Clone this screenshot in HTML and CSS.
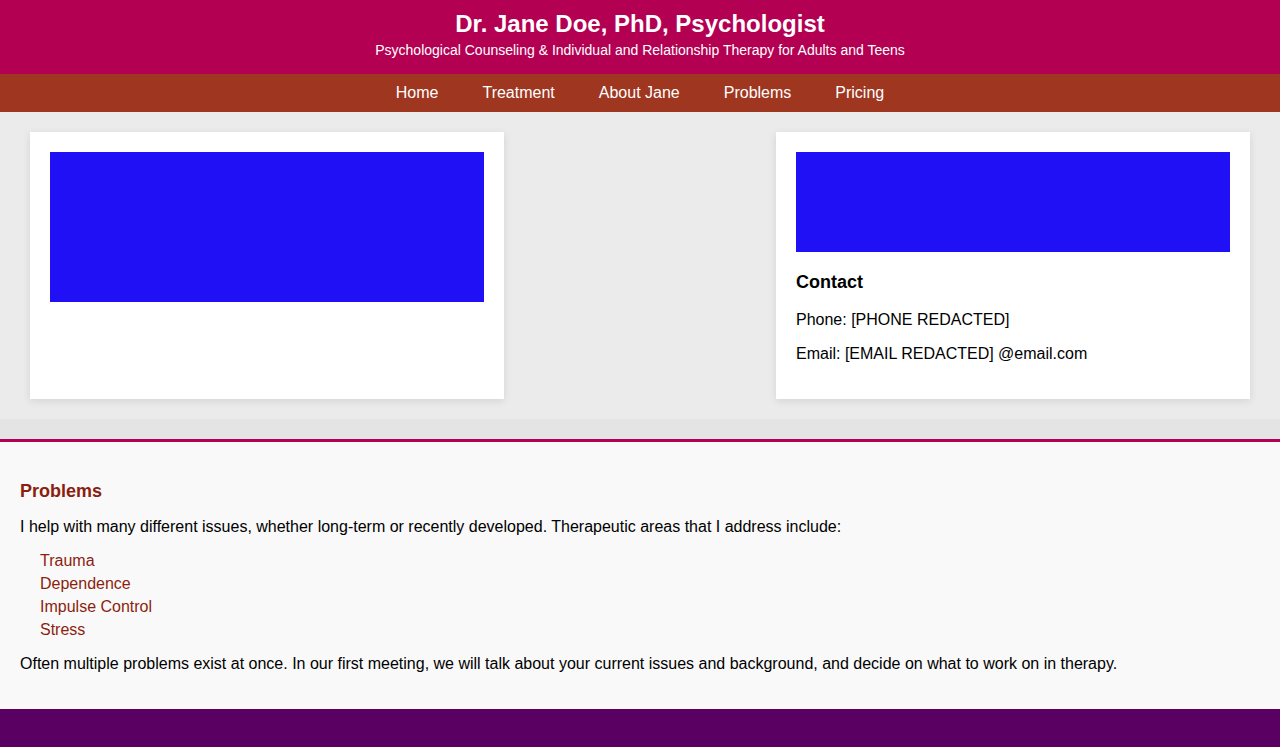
FILE: index.html
```html
<!DOCTYPE html>
<html lang="en">
<head>
<meta charset="utf-8">
<title>Dr. Jane Doe, PhD, Psychologist</title>
<link rel="stylesheet" href="styles.css">
</head>
<body>
<header class="site-header">
  <h1 class="site-title">Dr. Jane Doe, PhD, Psychologist</h1>
  <p class="site-tagline">Psychological Counseling &amp; Individual and Relationship Therapy for Adults and Teens</p>
</header>
<nav class="site-nav">
  <a href="#">Home</a>
  <a href="#">Treatment</a>
  <a href="#">About Jane</a>
  <a href="#">Problems</a>
  <a href="#">Pricing</a>
</nav>
<section class="cards">
  <div class="card">
    <div class="card-image tall"></div>
  </div>
  <div class="card">
    <div class="card-image short"></div>
    <h3 class="card-title">Contact</h3>
    <p class="card-text">Phone: [PHONE REDACTED]</p>
    <p class="card-text">Email: [EMAIL REDACTED] @email.com</p>
  </div>
</section>
<div class="band"></div>
<section class="problems">
  <h2 class="problems-title">Problems</h2>
  <p class="problems-text">I help with many different issues, whether long-term or recently developed. Therapeutic areas that I address include:</p>
  <ul class="problems-list">
    <li>Trauma</li>
    <li>Dependence</li>
    <li>Impulse Control</li>
    <li>Stress</li>
  </ul>
  <p class="problems-text last">Often multiple problems exist at once. In our first meeting, we will talk about your current issues and background, and decide on what to work on in therapy.</p>
</section>
<footer class="site-footer"></footer>
</body>
</html>
```

FILE: styles.css
```css
* { box-sizing: border-box; }
html, body { margin: 0; padding: 0; }
body {
  font-family: "Liberation Sans", Arial, sans-serif;
  font-size: 16px;
  color: #000;
  background: #5a0062;
}
.site-header {
  background: #b40052;
  color: #fff;
  text-align: center;
  padding: 10px 0 0;
  height: 74px;
}
.site-title {
  margin: 0;
  font-size: 24px;
  line-height: 28px;
  font-weight: bold;
}
.site-tagline {
  margin: 5px 0 0;
  font-size: 14px;
  line-height: 15px;
}
.site-nav {
  background: #9f361f;
  height: 38px;
  display: flex;
  justify-content: center;
  align-items: center;
}
.site-nav a {
  color: #fff;
  text-decoration: none;
  font-size: 16px;
  line-height: 18px;
  padding: 0 22px;
}
.cards {
  background: #ebebeb;
  display: flex;
  justify-content: space-between;
  align-items: stretch;
  padding: 20px 30px;
}
.card {
  width: 474px;
  background: #fff;
  padding: 20px;
  box-shadow: 0 2px 8px rgba(0, 0, 0, 0.1);
}
.card-image {
  background: #1f10f5;
  width: 100%;
}
.card-image.tall { height: 150px; }
.card-image.short { height: 100px; }
.card-title {
  margin: 18px 0 0;
  font-size: 18px;
  line-height: 25px;
  font-weight: bold;
}
.card-text {
  margin: 16px 0 0;
  line-height: 18px;
}
.card-text:last-child {
  margin-bottom: 16px;
}
.band {
  background: #e4e4e4;
  border-bottom: 3px solid #b40052;
  height: 23px;
}
.problems {
  background: #f9f9f9;
  padding: 39px 20px 21px;
}
.problems-title {
  margin: 0;
  font-size: 18px;
  line-height: 21px;
  color: #8b1e0e;
  font-weight: bold;
}
.problems-text {
  margin: 16px 0 0;
  line-height: 18px;
}
.problems-list {
  list-style: none;
  margin: 13px 0 0;
  padding: 0 0 0 20px;
  color: #8b1e0e;
}
.problems-list li {
  line-height: 23px;
}
.problems-text.last {
  margin: 14px 0 15px;
}
.site-footer {
  background: #5a0062;
  height: 38px;
}
```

### [Objective]
Your copy of the data should match it exactly, except that pictures are left out.

### [Correct result]
Clone this screenshot in HTML and CSS.
FILE: index.html
```html
<!DOCTYPE html>
<html lang="en">
<head>
<meta charset="utf-8">
<title>Dr. Jane Doe, PhD, Psychologist</title>
<link rel="stylesheet" href="styles.css">
</head>
<body>
<header class="site-header">
  <h1 class="site-title">Dr. Jane Doe, PhD, Psychologist</h1>
  <p class="site-tagline">Psychological Counseling &amp; Individual and Relationship Therapy for Adults and Teens</p>
</header>
<nav class="site-nav">
  <a href="#">Home</a>
  <a href="#">Treatment</a>
  <a href="#">About Jane</a>
  <a href="#">Problems</a>
  <a href="#">Pricing</a>
</nav>
<section class="cards">
  <div class="card">
    <div class="card-image tall"></div>
  </div>
  <div class="card">
    <div class="card-image short"></div>
    <h3 class="card-title">Contact</h3>
    <p class="card-text">Phone: [PHONE REDACTED]</p>
    <p class="card-text">Email: [EMAIL REDACTED] @email.com</p>
  </div>
</section>
<div class="band"></div>
<section class="problems">
  <h2 class="problems-title">Problems</h2>
  <p class="problems-text">I help with many different issues, whether long-term or recently developed. Therapeutic areas that I address include:</p>
  <ul class="problems-list">
    <li>Trauma</li>
    <li>Dependence</li>
    <li>Impulse Control</li>
    <li>Stress</li>
  </ul>
  <p class="problems-text last">Often multiple problems exist at once. In our first meeting, we will talk about your current issues and background, and decide on what to work on in therapy.</p>
</section>
<footer class="site-footer"></footer>
</body>
</html>
```

FILE: styles.css
```css
* { box-sizing: border-box; }
html, body { margin: 0; padding: 0; }
body {
  font-family: "Liberation Sans", Arial, sans-serif;
  font-size: 16px;
  color: #000;
  background: #5a0062;
}
.site-header {
  background: #b40052;
  color: #fff;
  text-align: center;
  padding: 10px 0 0;
  height: 74px;
}
.site-title {
  margin: 0;
  font-size: 24px;
  line-height: 28px;
  font-weight: bold;
}
.site-tagline {
  margin: 5px 0 0;
  font-size: 14px;
  line-height: 15px;
}
.site-nav {
  background: #9f361f;
  height: 38px;
  display: flex;
  justify-content: center;
  align-items: center;
}
.site-nav a {
  color: #fff;
  text-decoration: none;
  font-size: 16px;
  line-height: 18px;
  padding: 0 22px;
}
.cards {
  background: #ebebeb;
  display: flex;
  justify-content: space-between;
  align-items: stretch;
  padding: 20px 30px;
}
.card {
  width: 474px;
  background: #fff;
  padding: 20px;
  box-shadow: 0 2px 8px rgba(0, 0, 0, 0.1);
}
.card-image {
  background: #1f10f5;
  width: 100%;
}
.card-image.tall { height: 150px; }
.card-image.short { height: 100px; }
.card-title {
  margin: 18px 0 0;
  font-size: 18px;
  line-height: 25px;
  font-weight: bold;
}
.card-text {
  margin: 16px 0 0;
  line-height: 18px;
}
.card-text:last-child {
  margin-bottom: 16px;
}
.band {
  background: #e4e4e4;
  border-bottom: 3px solid #b40052;
  height: 23px;
}
.problems {
  background: #f9f9f9;
  padding: 39px 20px 21px;
}
.problems-title {
  margin: 0;
  font-size: 18px;
  line-height: 21px;
  color: #8b1e0e;
  font-weight: bold;
}
.problems-text {
  margin: 16px 0 0;
  line-height: 18px;
}
.problems-list {
  list-style: none;
  margin: 13px 0 0;
  padding: 0 0 0 20px;
  color: #8b1e0e;
}
.problems-list li {
  line-height: 23px;
}
.problems-text.last {
  margin: 14px 0 15px;
}
.site-footer {
  background: #5a0062;
  height: 38px;
}
```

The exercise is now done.